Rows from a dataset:
***
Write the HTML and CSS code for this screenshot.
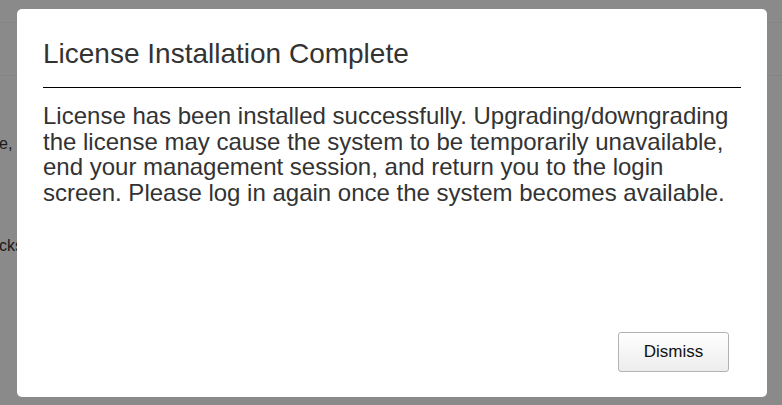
FILE: index.html
```html
<!DOCTYPE html>
<html>
<head>
<meta charset="utf-8">
<link rel="stylesheet" href="styles.css">
</head>
<body>
<div class="page">
  <div class="bg-rule"></div>
  <div class="bg-rule second"></div>
  <p class="bg-line one">the device,</p>
  <p class="bg-line two">cks</p>
</div>
<div class="overlay">
  <div class="dialog">
    <div class="dialog-header">
      <h2 class="dialog-title">License Installation Complete</h2>
    </div>
    <div class="dialog-body">
      <p>License has been installed successfully. Upgrading/downgrading the license may cause the system to be temporarily unavailable, end your management session, and return you to the login screen. Please log in again once the system becomes available.</p>
    </div>
    <div class="dialog-footer">
      <button class="btn">Dismiss</button>
    </div>
  </div>
</div>
</body>
</html>
```

FILE: styles.css
```css
html, body {
  margin: 0;
  padding: 0;
}
body {
  width: 782px;
  height: 405px;
  overflow: hidden;
  background: #ffffff;
  font-family: "Liberation Sans", Arial, sans-serif;
  color: #333333;
  position: relative;
}
.page {
  display: flex;
  flex-direction: column;
  height: 405px;
}
.bg-rule {
  height: 1px;
  background: #f4f4f4;
  margin-top: 22px;
}
.bg-rule.second {
  margin-top: 52px;
}
.bg-line {
  margin: 0;
  font-size: 16px;
  line-height: 20px;
  white-space: nowrap;
}
.bg-line.one {
  margin-top: 58px;
  margin-left: -65px;
}
.bg-line.two {
  margin-top: 82px;
  margin-left: -1px;
}
.overlay {
  position: absolute;
  inset: 0;
  background: rgba(0, 0, 0, 0.46);
  display: flex;
  align-items: flex-start;
}
.dialog {
  margin: 9px 0 0 17px;
  width: 750px;
  height: 388px;
  background: #ffffff;
  border-radius: 5px;
  display: flex;
  flex-direction: column;
  padding: 0 26px;
  box-sizing: border-box;
}
.dialog-header {
  padding-top: 29px;
  padding-bottom: 17px;
  border-bottom: 1px solid #000000;
}
.dialog-title {
  margin: 0;
  font-size: 28px;
  line-height: 32px;
  font-weight: normal;
  color: #333333;
}
.dialog-body p {
  margin: 15px 0 0 0;
  font-size: 24px;
  line-height: 25.7px;
  color: #333333;
}
.dialog-footer {
  margin-top: auto;
  display: flex;
  justify-content: flex-end;
  padding: 0 12px 25px 0;
}
.btn {
  width: 111px;
  height: 40px;
  font-family: "Liberation Sans", Arial, sans-serif;
  font-size: 17px;
  color: #111111;
  background: linear-gradient(#ffffff, #ececec);
  border: 1px solid #b3b3b3;
  border-radius: 3px;
  padding: 0;
}
```
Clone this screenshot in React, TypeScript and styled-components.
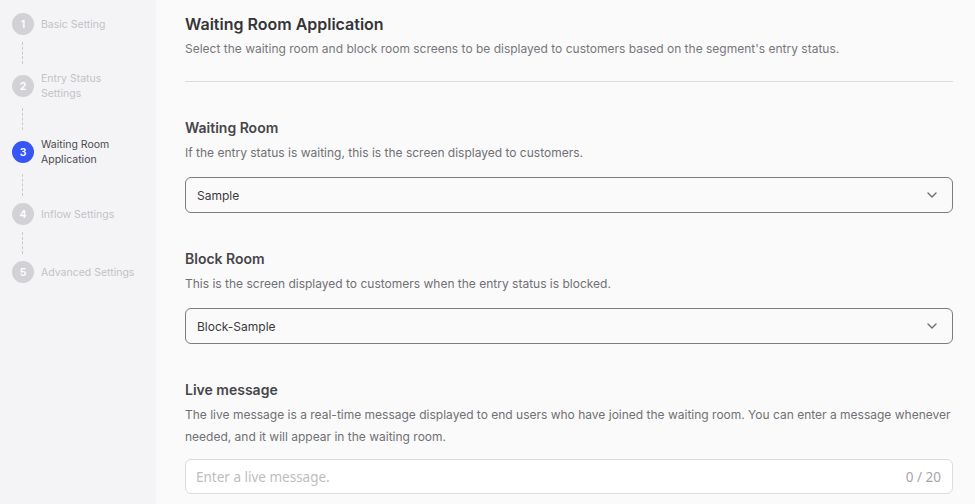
import styled, { createGlobalStyle } from 'styled-components'

const GlobalStyle = createGlobalStyle`
  html, body {
    margin: 0;
    padding: 0;
    background: #fafafa;
    font-family: Inter, "Noto Sans", sans-serif;
  }
  * { box-sizing: border-box; }
`

const Layout = styled.div`
  display: flex;
  width: 975px;
  height: 504px;
  overflow: hidden;
`

const Sidebar = styled.nav`
  width: 156px;
  flex-shrink: 0;
  background: #f4f4f6;
  padding: 13px 0 0 12px;
`

const StepRow = styled.div`
  display: flex;
  align-items: center;
  gap: 7px;
`

const StepCircle = styled.div<{ $active?: boolean }>`
  width: 22px;
  height: 22px;
  border-radius: 50%;
  flex-shrink: 0;
  background: ${p => (p.$active ? '#3656f5' : '#d2d2d6')};
  color: #fff;
  font-size: 10.5px;
  font-weight: 600;
  display: flex;
  align-items: center;
  justify-content: center;
`

const StepLabel = styled.div<{ $active?: boolean }>`
  font-size: 10.5px;
  line-height: 15px;
  color: ${p => (p.$active ? '#4a4a4f' : '#c2c2c6')};
`

const Connector = styled.div`
  width: 11px;
  height: 22px;
  margin: 7px 0;
  border-right: 1px dashed #c9c9cd;
`

const Main = styled.main`
  flex: 1;
  padding: 12px 22px 0 29px;
`

const PageTitle = styled.h1`
  margin: 0;
  font-size: 16px;
  line-height: 24px;
  font-weight: 600;
  color: #353538;
`

const PageDesc = styled.p`
  margin: 3px 0 0;
  font-size: 12px;
  line-height: 20px;
  color: #77777c;
`

const Divider = styled.hr`
  margin: 22px 0 36px;
  border: none;
  border-top: 1px solid #dcdcde;
`

const Section = styled.section`
  & + & { margin-top: 36px; }
`

const SectionTitle = styled.h2`
  margin: 0;
  font-size: 14px;
  line-height: 20px;
  font-weight: 600;
  color: #46464a;
`

const SectionDesc = styled.p<{ $tight?: boolean }>`
  margin: 4px 0 ${p => (p.$tight ? '11px' : '13px')};
  font-size: 12px;
  line-height: 22px;
  color: #707075;
`

const SelectBox = styled.div`
  height: 36px;
  border: 1px solid #7b7b80;
  border-radius: 6px;
  background: #fafafa;
  display: flex;
  align-items: center;
  justify-content: space-between;
  padding: 0 15px 0 11px;
  font-size: 12px;
  color: #3a3a3e;
`

const InputBox = styled.div`
  height: 35px;
  border: 1px solid #dcdcdf;
  border-radius: 6px;
  background: #fff;
  display: flex;
  align-items: center;
  padding: 0 11px 0 10px;
`

const TextInput = styled.input`
  flex: 1;
  border: none;
  outline: none;
  background: transparent;
  font-family: "Noto Sans", "Open Sans", sans-serif;
  font-size: 13.5px;
  color: #333;
  padding: 0;
  &::placeholder { color: #bdbdc1; }
`

const Counter = styled.span`
  font-family: "Noto Sans", "Open Sans", sans-serif;
  font-size: 13.5px;
  color: #a5a5aa;
`

const Chevron = () => (
  <svg width="10" height="6" viewBox="0 0 10 6" fill="none">
    <path d="M1 1l4 4 4-4" stroke="#6e6e73" strokeWidth="1.4" strokeLinecap="round" strokeLinejoin="round" />
  </svg>
)

const steps = [
  ['Basic Setting'],
  ['Entry Status', 'Settings'],
  ['Waiting Room', 'Application'],
  ['Inflow Settings'],
  ['Advanced Settings'],
]

export default function App() {
  const current = 2
  return (
    <>
      <GlobalStyle />
      <Layout>
        <Sidebar>
          {steps.map((lines, i) => (
            <div key={i}>
              {i > 0 && <Connector />}
              <StepRow>
                <StepCircle $active={i === current}>{i + 1}</StepCircle>
                <StepLabel $active={i === current}>
                  {lines.map((l, j) => <div key={j}>{l}</div>)}
                </StepLabel>
              </StepRow>
            </div>
          ))}
        </Sidebar>

        <Main>
          <PageTitle>Waiting Room Application</PageTitle>
          <PageDesc>Select the waiting room and block room screens to be displayed to customers based on the segment's entry status.</PageDesc>
          <Divider />

          <Section>
            <SectionTitle>Waiting Room</SectionTitle>
            <SectionDesc>If the entry status is waiting, this is the screen displayed to customers.</SectionDesc>
            <SelectBox>
              <span>Sample</span>
              <Chevron />
            </SelectBox>
          </Section>

          <Section>
            <SectionTitle>Block Room</SectionTitle>
            <SectionDesc>This is the screen displayed to customers when the entry status is blocked.</SectionDesc>
            <SelectBox>
              <span>Block-Sample</span>
              <Chevron />
            </SelectBox>
          </Section>

          <Section>
            <SectionTitle>Live message</SectionTitle>
            <SectionDesc $tight>
              The live message is a real-time message displayed to end users who have joined the waiting room. You can enter a message whenever needed, and it will appear in the waiting room.
            </SectionDesc>
            <InputBox>
              <TextInput placeholder="Enter a live message." />
              <Counter>0 / 20</Counter>
            </InputBox>
          </Section>
        </Main>
      </Layout>
    </>
  )
}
***
### PROMPT
Print each of the records above exactly as written, leaving no picture in the copy.

### COMPLETED TASK
Write the HTML and CSS code for this screenshot.
FILE: index.html
```html
<!DOCTYPE html>
<html>
<head>
<meta charset="utf-8">
<link rel="stylesheet" href="styles.css">
</head>
<body>
<div class="page">
  <div class="bg-rule"></div>
  <div class="bg-rule second"></div>
  <p class="bg-line one">the device,</p>
  <p class="bg-line two">cks</p>
</div>
<div class="overlay">
  <div class="dialog">
    <div class="dialog-header">
      <h2 class="dialog-title">License Installation Complete</h2>
    </div>
    <div class="dialog-body">
      <p>License has been installed successfully. Upgrading/downgrading the license may cause the system to be temporarily unavailable, end your management session, and return you to the login screen. Please log in again once the system becomes available.</p>
    </div>
    <div class="dialog-footer">
      <button class="btn">Dismiss</button>
    </div>
  </div>
</div>
</body>
</html>
```

FILE: styles.css
```css
html, body {
  margin: 0;
  padding: 0;
}
body {
  width: 782px;
  height: 405px;
  overflow: hidden;
  background: #ffffff;
  font-family: "Liberation Sans", Arial, sans-serif;
  color: #333333;
  position: relative;
}
.page {
  display: flex;
  flex-direction: column;
  height: 405px;
}
.bg-rule {
  height: 1px;
  background: #f4f4f4;
  margin-top: 22px;
}
.bg-rule.second {
  margin-top: 52px;
}
.bg-line {
  margin: 0;
  font-size: 16px;
  line-height: 20px;
  white-space: nowrap;
}
.bg-line.one {
  margin-top: 58px;
  margin-left: -65px;
}
.bg-line.two {
  margin-top: 82px;
  margin-left: -1px;
}
.overlay {
  position: absolute;
  inset: 0;
  background: rgba(0, 0, 0, 0.46);
  display: flex;
  align-items: flex-start;
}
.dialog {
  margin: 9px 0 0 17px;
  width: 750px;
  height: 388px;
  background: #ffffff;
  border-radius: 5px;
  display: flex;
  flex-direction: column;
  padding: 0 26px;
  box-sizing: border-box;
}
.dialog-header {
  padding-top: 29px;
  padding-bottom: 17px;
  border-bottom: 1px solid #000000;
}
.dialog-title {
  margin: 0;
  font-size: 28px;
  line-height: 32px;
  font-weight: normal;
  color: #333333;
}
.dialog-body p {
  margin: 15px 0 0 0;
  font-size: 24px;
  line-height: 25.7px;
  color: #333333;
}
.dialog-footer {
  margin-top: auto;
  display: flex;
  justify-content: flex-end;
  padding: 0 12px 25px 0;
}
.btn {
  width: 111px;
  height: 40px;
  font-family: "Liberation Sans", Arial, sans-serif;
  font-size: 17px;
  color: #111111;
  background: linear-gradient(#ffffff, #ececec);
  border: 1px solid #b3b3b3;
  border-radius: 3px;
  padding: 0;
}
```
Clone this screenshot in React, TypeScript and styled-components.
import styled, { createGlobalStyle } from 'styled-components'

const GlobalStyle = createGlobalStyle`
  html, body {
    margin: 0;
    padding: 0;
    background: #fafafa;
    font-family: Inter, "Noto Sans", sans-serif;
  }
  * { box-sizing: border-box; }
`

const Layout = styled.div`
  display: flex;
  width: 975px;
  height: 504px;
  overflow: hidden;
`

const Sidebar = styled.nav`
  width: 156px;
  flex-shrink: 0;
  background: #f4f4f6;
  padding: 13px 0 0 12px;
`

const StepRow = styled.div`
  display: flex;
  align-items: center;
  gap: 7px;
`

const StepCircle = styled.div<{ $active?: boolean }>`
  width: 22px;
  height: 22px;
  border-radius: 50%;
  flex-shrink: 0;
  background: ${p => (p.$active ? '#3656f5' : '#d2d2d6')};
  color: #fff;
  font-size: 10.5px;
  font-weight: 600;
  display: flex;
  align-items: center;
  justify-content: center;
`

const StepLabel = styled.div<{ $active?: boolean }>`
  font-size: 10.5px;
  line-height: 15px;
  color: ${p => (p.$active ? '#4a4a4f' : '#c2c2c6')};
`

const Connector = styled.div`
  width: 11px;
  height: 22px;
  margin: 7px 0;
  border-right: 1px dashed #c9c9cd;
`

const Main = styled.main`
  flex: 1;
  padding: 12px 22px 0 29px;
`

const PageTitle = styled.h1`
  margin: 0;
  font-size: 16px;
  line-height: 24px;
  font-weight: 600;
  color: #353538;
`

const PageDesc = styled.p`
  margin: 3px 0 0;
  font-size: 12px;
  line-height: 20px;
  color: #77777c;
`

const Divider = styled.hr`
  margin: 22px 0 36px;
  border: none;
  border-top: 1px solid #dcdcde;
`

const Section = styled.section`
  & + & { margin-top: 36px; }
`

const SectionTitle = styled.h2`
  margin: 0;
  font-size: 14px;
  line-height: 20px;
  font-weight: 600;
  color: #46464a;
`

const SectionDesc = styled.p<{ $tight?: boolean }>`
  margin: 4px 0 ${p => (p.$tight ? '11px' : '13px')};
  font-size: 12px;
  line-height: 22px;
  color: #707075;
`

const SelectBox = styled.div`
  height: 36px;
  border: 1px solid #7b7b80;
  border-radius: 6px;
  background: #fafafa;
  display: flex;
  align-items: center;
  justify-content: space-between;
  padding: 0 15px 0 11px;
  font-size: 12px;
  color: #3a3a3e;
`

const InputBox = styled.div`
  height: 35px;
  border: 1px solid #dcdcdf;
  border-radius: 6px;
  background: #fff;
  display: flex;
  align-items: center;
  padding: 0 11px 0 10px;
`

const TextInput = styled.input`
  flex: 1;
  border: none;
  outline: none;
  background: transparent;
  font-family: "Noto Sans", "Open Sans", sans-serif;
  font-size: 13.5px;
  color: #333;
  padding: 0;
  &::placeholder { color: #bdbdc1; }
`

const Counter = styled.span`
  font-family: "Noto Sans", "Open Sans", sans-serif;
  font-size: 13.5px;
  color: #a5a5aa;
`

const Chevron = () => (
  <svg width="10" height="6" viewBox="0 0 10 6" fill="none">
    <path d="M1 1l4 4 4-4" stroke="#6e6e73" strokeWidth="1.4" strokeLinecap="round" strokeLinejoin="round" />
  </svg>
)

const steps = [
  ['Basic Setting'],
  ['Entry Status', 'Settings'],
  ['Waiting Room', 'Application'],
  ['Inflow Settings'],
  ['Advanced Settings'],
]

export default function App() {
  const current = 2
  return (
    <>
      <GlobalStyle />
      <Layout>
        <Sidebar>
          {steps.map((lines, i) => (
            <div key={i}>
              {i > 0 && <Connector />}
              <StepRow>
                <StepCircle $active={i === current}>{i + 1}</StepCircle>
                <StepLabel $active={i === current}>
                  {lines.map((l, j) => <div key={j}>{l}</div>)}
                </StepLabel>
              </StepRow>
            </div>
          ))}
        </Sidebar>

        <Main>
          <PageTitle>Waiting Room Application</PageTitle>
          <PageDesc>Select the waiting room and block room screens to be displayed to customers based on the segment's entry status.</PageDesc>
          <Divider />

          <Section>
            <SectionTitle>Waiting Room</SectionTitle>
            <SectionDesc>If the entry status is waiting, this is the screen displayed to customers.</SectionDesc>
            <SelectBox>
              <span>Sample</span>
              <Chevron />
            </SelectBox>
          </Section>

          <Section>
            <SectionTitle>Block Room</SectionTitle>
            <SectionDesc>This is the screen displayed to customers when the entry status is blocked.</SectionDesc>
            <SelectBox>
              <span>Block-Sample</span>
              <Chevron />
            </SelectBox>
          </Section>

          <Section>
            <SectionTitle>Live message</SectionTitle>
            <SectionDesc $tight>
              The live message is a real-time message displayed to end users who have joined the waiting room. You can enter a message whenever needed, and it will appear in the waiting room.
            </SectionDesc>
            <InputBox>
              <TextInput placeholder="Enter a live message." />
              <Counter>0 / 20</Counter>
            </InputBox>
          </Section>
        </Main>
      </Layout>
    </>
  )
}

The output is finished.